Dataset records:
________________________

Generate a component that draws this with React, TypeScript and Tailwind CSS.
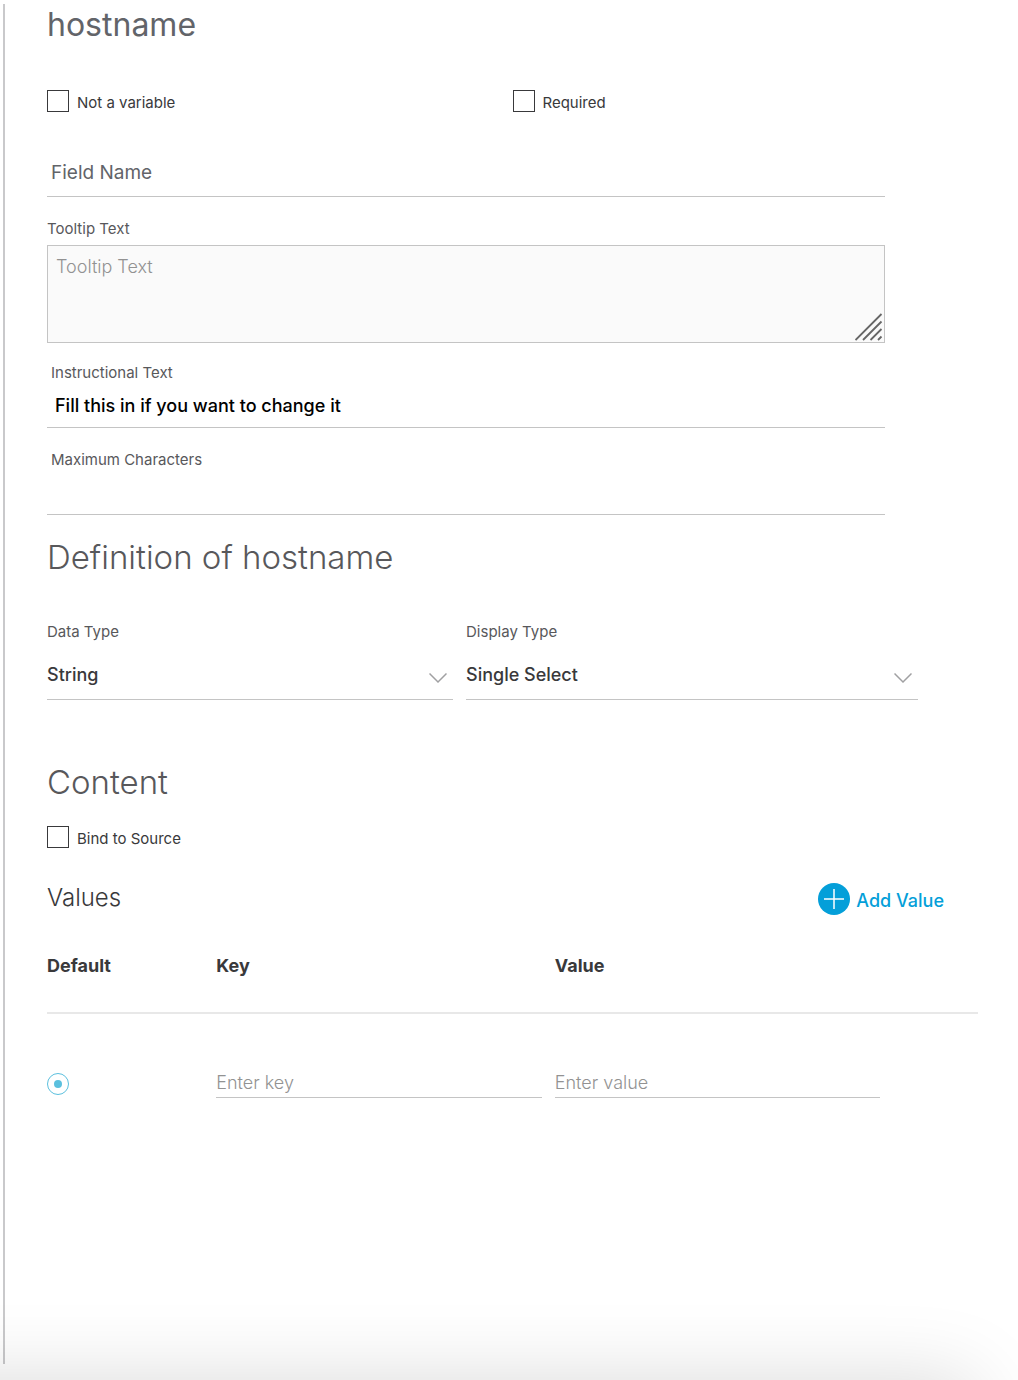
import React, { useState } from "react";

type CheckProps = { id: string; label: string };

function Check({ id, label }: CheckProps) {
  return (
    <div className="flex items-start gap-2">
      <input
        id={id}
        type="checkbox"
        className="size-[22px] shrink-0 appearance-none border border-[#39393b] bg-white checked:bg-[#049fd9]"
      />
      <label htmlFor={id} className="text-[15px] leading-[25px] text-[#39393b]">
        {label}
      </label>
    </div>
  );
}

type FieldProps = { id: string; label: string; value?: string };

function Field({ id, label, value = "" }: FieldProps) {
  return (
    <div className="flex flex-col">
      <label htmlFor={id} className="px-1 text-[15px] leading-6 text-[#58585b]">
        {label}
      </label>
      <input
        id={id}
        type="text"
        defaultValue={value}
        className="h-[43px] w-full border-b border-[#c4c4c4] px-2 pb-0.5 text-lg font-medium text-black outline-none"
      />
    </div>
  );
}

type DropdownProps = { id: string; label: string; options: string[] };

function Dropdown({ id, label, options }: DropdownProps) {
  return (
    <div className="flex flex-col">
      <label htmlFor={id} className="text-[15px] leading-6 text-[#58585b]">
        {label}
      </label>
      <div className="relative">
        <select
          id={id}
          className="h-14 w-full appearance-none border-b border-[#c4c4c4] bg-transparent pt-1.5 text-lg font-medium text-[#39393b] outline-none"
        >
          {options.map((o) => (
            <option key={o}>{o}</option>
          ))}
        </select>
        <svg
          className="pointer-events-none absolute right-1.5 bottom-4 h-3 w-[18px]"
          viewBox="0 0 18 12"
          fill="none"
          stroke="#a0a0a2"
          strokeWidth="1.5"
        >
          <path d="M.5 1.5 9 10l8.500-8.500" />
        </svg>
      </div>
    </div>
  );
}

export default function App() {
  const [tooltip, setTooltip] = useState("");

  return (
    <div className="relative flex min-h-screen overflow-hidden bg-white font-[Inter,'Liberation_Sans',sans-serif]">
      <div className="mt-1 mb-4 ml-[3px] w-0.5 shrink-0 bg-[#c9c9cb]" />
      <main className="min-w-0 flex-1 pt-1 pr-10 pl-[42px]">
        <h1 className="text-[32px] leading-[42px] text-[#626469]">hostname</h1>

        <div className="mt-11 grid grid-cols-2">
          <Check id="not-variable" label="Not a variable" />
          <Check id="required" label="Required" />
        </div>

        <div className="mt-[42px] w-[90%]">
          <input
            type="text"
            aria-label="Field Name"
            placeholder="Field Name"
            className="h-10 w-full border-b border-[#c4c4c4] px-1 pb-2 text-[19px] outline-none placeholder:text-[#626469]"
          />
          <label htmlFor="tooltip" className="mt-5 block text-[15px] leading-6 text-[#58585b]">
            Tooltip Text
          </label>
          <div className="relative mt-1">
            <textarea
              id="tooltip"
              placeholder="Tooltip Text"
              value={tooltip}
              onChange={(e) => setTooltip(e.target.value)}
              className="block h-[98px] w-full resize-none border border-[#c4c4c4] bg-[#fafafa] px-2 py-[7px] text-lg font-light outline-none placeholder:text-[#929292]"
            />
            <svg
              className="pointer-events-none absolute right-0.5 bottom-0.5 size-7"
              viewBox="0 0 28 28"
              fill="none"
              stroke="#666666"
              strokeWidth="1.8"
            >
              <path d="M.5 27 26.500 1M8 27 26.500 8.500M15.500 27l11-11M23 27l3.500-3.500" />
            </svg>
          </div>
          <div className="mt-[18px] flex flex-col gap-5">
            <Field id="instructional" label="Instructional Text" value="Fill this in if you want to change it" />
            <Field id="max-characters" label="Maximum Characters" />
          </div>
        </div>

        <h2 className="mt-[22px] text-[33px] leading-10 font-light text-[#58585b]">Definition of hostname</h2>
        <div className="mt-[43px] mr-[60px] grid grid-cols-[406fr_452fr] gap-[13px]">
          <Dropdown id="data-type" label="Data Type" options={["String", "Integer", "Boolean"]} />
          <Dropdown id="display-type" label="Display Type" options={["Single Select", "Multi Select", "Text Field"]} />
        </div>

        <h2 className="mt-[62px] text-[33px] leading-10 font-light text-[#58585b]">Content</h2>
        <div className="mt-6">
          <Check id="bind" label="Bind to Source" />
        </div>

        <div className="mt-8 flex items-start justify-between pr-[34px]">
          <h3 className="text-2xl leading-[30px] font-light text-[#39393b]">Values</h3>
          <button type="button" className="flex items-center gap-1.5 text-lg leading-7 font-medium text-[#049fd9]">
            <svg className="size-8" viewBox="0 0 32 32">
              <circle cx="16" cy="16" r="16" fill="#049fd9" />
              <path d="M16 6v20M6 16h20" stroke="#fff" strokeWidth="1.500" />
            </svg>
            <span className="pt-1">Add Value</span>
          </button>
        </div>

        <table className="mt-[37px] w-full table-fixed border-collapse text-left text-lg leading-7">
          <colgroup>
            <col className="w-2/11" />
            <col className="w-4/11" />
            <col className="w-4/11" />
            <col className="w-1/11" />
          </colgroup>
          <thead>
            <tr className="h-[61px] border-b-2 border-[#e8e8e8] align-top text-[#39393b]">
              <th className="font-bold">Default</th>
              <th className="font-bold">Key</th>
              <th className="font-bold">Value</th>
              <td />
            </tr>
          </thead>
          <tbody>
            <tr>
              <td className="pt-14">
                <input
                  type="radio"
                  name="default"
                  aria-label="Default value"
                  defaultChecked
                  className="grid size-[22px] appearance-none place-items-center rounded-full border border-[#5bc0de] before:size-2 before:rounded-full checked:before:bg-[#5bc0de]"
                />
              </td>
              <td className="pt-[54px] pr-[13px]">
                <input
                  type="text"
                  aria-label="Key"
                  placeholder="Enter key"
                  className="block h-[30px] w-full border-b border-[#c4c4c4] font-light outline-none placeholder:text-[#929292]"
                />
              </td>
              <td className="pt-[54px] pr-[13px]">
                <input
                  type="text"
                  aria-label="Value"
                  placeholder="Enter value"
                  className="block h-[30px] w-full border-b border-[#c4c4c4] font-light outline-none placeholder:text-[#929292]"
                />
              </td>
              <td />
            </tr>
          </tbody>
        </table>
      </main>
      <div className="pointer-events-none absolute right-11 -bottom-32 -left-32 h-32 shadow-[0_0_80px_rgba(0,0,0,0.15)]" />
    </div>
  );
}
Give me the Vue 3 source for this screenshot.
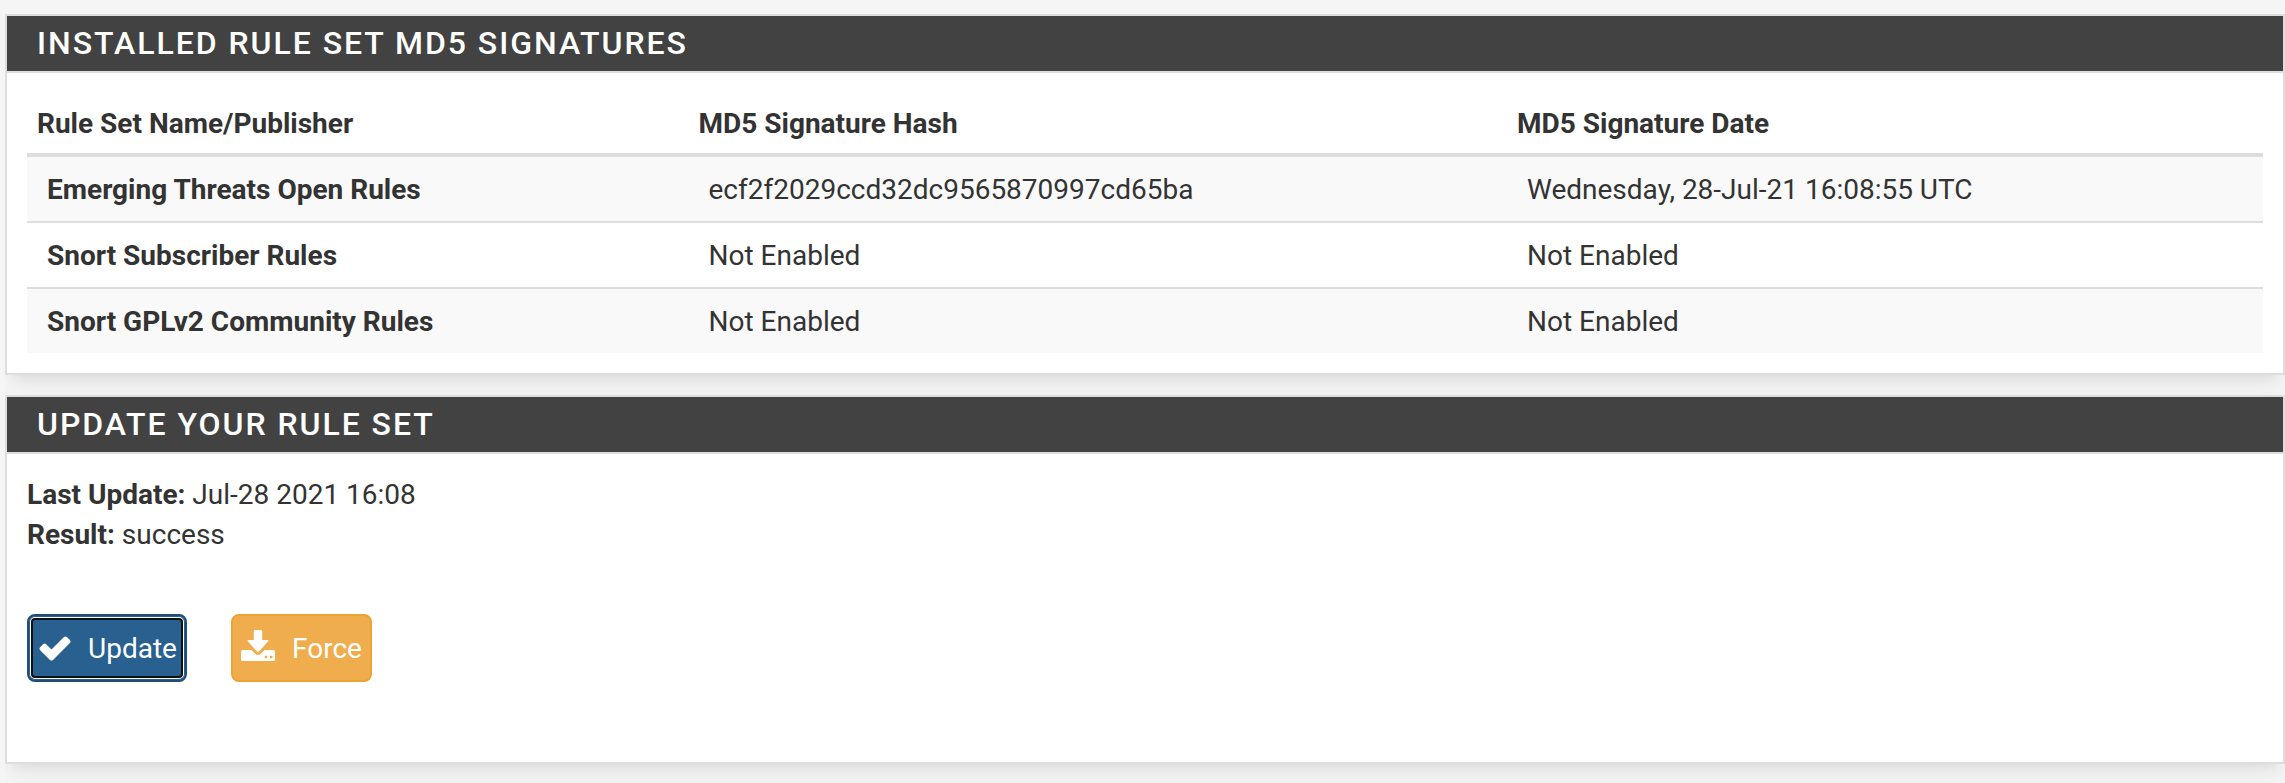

________________________

Exercise brief:
Write the full listing out again with every line unchanged, but include no pictures.

Exercise output:
Generate a component that draws this with React, TypeScript and Tailwind CSS.
import React, { useState } from "react";

type CheckProps = { id: string; label: string };

function Check({ id, label }: CheckProps) {
  return (
    <div className="flex items-start gap-2">
      <input
        id={id}
        type="checkbox"
        className="size-[22px] shrink-0 appearance-none border border-[#39393b] bg-white checked:bg-[#049fd9]"
      />
      <label htmlFor={id} className="text-[15px] leading-[25px] text-[#39393b]">
        {label}
      </label>
    </div>
  );
}

type FieldProps = { id: string; label: string; value?: string };

function Field({ id, label, value = "" }: FieldProps) {
  return (
    <div className="flex flex-col">
      <label htmlFor={id} className="px-1 text-[15px] leading-6 text-[#58585b]">
        {label}
      </label>
      <input
        id={id}
        type="text"
        defaultValue={value}
        className="h-[43px] w-full border-b border-[#c4c4c4] px-2 pb-0.5 text-lg font-medium text-black outline-none"
      />
    </div>
  );
}

type DropdownProps = { id: string; label: string; options: string[] };

function Dropdown({ id, label, options }: DropdownProps) {
  return (
    <div className="flex flex-col">
      <label htmlFor={id} className="text-[15px] leading-6 text-[#58585b]">
        {label}
      </label>
      <div className="relative">
        <select
          id={id}
          className="h-14 w-full appearance-none border-b border-[#c4c4c4] bg-transparent pt-1.5 text-lg font-medium text-[#39393b] outline-none"
        >
          {options.map((o) => (
            <option key={o}>{o}</option>
          ))}
        </select>
        <svg
          className="pointer-events-none absolute right-1.5 bottom-4 h-3 w-[18px]"
          viewBox="0 0 18 12"
          fill="none"
          stroke="#a0a0a2"
          strokeWidth="1.5"
        >
          <path d="M.5 1.5 9 10l8.500-8.500" />
        </svg>
      </div>
    </div>
  );
}

export default function App() {
  const [tooltip, setTooltip] = useState("");

  return (
    <div className="relative flex min-h-screen overflow-hidden bg-white font-[Inter,'Liberation_Sans',sans-serif]">
      <div className="mt-1 mb-4 ml-[3px] w-0.5 shrink-0 bg-[#c9c9cb]" />
      <main className="min-w-0 flex-1 pt-1 pr-10 pl-[42px]">
        <h1 className="text-[32px] leading-[42px] text-[#626469]">hostname</h1>

        <div className="mt-11 grid grid-cols-2">
          <Check id="not-variable" label="Not a variable" />
          <Check id="required" label="Required" />
        </div>

        <div className="mt-[42px] w-[90%]">
          <input
            type="text"
            aria-label="Field Name"
            placeholder="Field Name"
            className="h-10 w-full border-b border-[#c4c4c4] px-1 pb-2 text-[19px] outline-none placeholder:text-[#626469]"
          />
          <label htmlFor="tooltip" className="mt-5 block text-[15px] leading-6 text-[#58585b]">
            Tooltip Text
          </label>
          <div className="relative mt-1">
            <textarea
              id="tooltip"
              placeholder="Tooltip Text"
              value={tooltip}
              onChange={(e) => setTooltip(e.target.value)}
              className="block h-[98px] w-full resize-none border border-[#c4c4c4] bg-[#fafafa] px-2 py-[7px] text-lg font-light outline-none placeholder:text-[#929292]"
            />
            <svg
              className="pointer-events-none absolute right-0.5 bottom-0.5 size-7"
              viewBox="0 0 28 28"
              fill="none"
              stroke="#666666"
              strokeWidth="1.8"
            >
              <path d="M.5 27 26.500 1M8 27 26.500 8.500M15.500 27l11-11M23 27l3.500-3.500" />
            </svg>
          </div>
          <div className="mt-[18px] flex flex-col gap-5">
            <Field id="instructional" label="Instructional Text" value="Fill this in if you want to change it" />
            <Field id="max-characters" label="Maximum Characters" />
          </div>
        </div>

        <h2 className="mt-[22px] text-[33px] leading-10 font-light text-[#58585b]">Definition of hostname</h2>
        <div className="mt-[43px] mr-[60px] grid grid-cols-[406fr_452fr] gap-[13px]">
          <Dropdown id="data-type" label="Data Type" options={["String", "Integer", "Boolean"]} />
          <Dropdown id="display-type" label="Display Type" options={["Single Select", "Multi Select", "Text Field"]} />
        </div>

        <h2 className="mt-[62px] text-[33px] leading-10 font-light text-[#58585b]">Content</h2>
        <div className="mt-6">
          <Check id="bind" label="Bind to Source" />
        </div>

        <div className="mt-8 flex items-start justify-between pr-[34px]">
          <h3 className="text-2xl leading-[30px] font-light text-[#39393b]">Values</h3>
          <button type="button" className="flex items-center gap-1.5 text-lg leading-7 font-medium text-[#049fd9]">
            <svg className="size-8" viewBox="0 0 32 32">
              <circle cx="16" cy="16" r="16" fill="#049fd9" />
              <path d="M16 6v20M6 16h20" stroke="#fff" strokeWidth="1.500" />
            </svg>
            <span className="pt-1">Add Value</span>
          </button>
        </div>

        <table className="mt-[37px] w-full table-fixed border-collapse text-left text-lg leading-7">
          <colgroup>
            <col className="w-2/11" />
            <col className="w-4/11" />
            <col className="w-4/11" />
            <col className="w-1/11" />
          </colgroup>
          <thead>
            <tr className="h-[61px] border-b-2 border-[#e8e8e8] align-top text-[#39393b]">
              <th className="font-bold">Default</th>
              <th className="font-bold">Key</th>
              <th className="font-bold">Value</th>
              <td />
            </tr>
          </thead>
          <tbody>
            <tr>
              <td className="pt-14">
                <input
                  type="radio"
                  name="default"
                  aria-label="Default value"
                  defaultChecked
                  className="grid size-[22px] appearance-none place-items-center rounded-full border border-[#5bc0de] before:size-2 before:rounded-full checked:before:bg-[#5bc0de]"
                />
              </td>
              <td className="pt-[54px] pr-[13px]">
                <input
                  type="text"
                  aria-label="Key"
                  placeholder="Enter key"
                  className="block h-[30px] w-full border-b border-[#c4c4c4] font-light outline-none placeholder:text-[#929292]"
                />
              </td>
              <td className="pt-[54px] pr-[13px]">
                <input
                  type="text"
                  aria-label="Value"
                  placeholder="Enter value"
                  className="block h-[30px] w-full border-b border-[#c4c4c4] font-light outline-none placeholder:text-[#929292]"
                />
              </td>
              <td />
            </tr>
          </tbody>
        </table>
      </main>
      <div className="pointer-events-none absolute right-11 -bottom-32 -left-32 h-32 shadow-[0_0_80px_rgba(0,0,0,0.15)]" />
    </div>
  );
}
Give me the Vue 3 source for this screenshot.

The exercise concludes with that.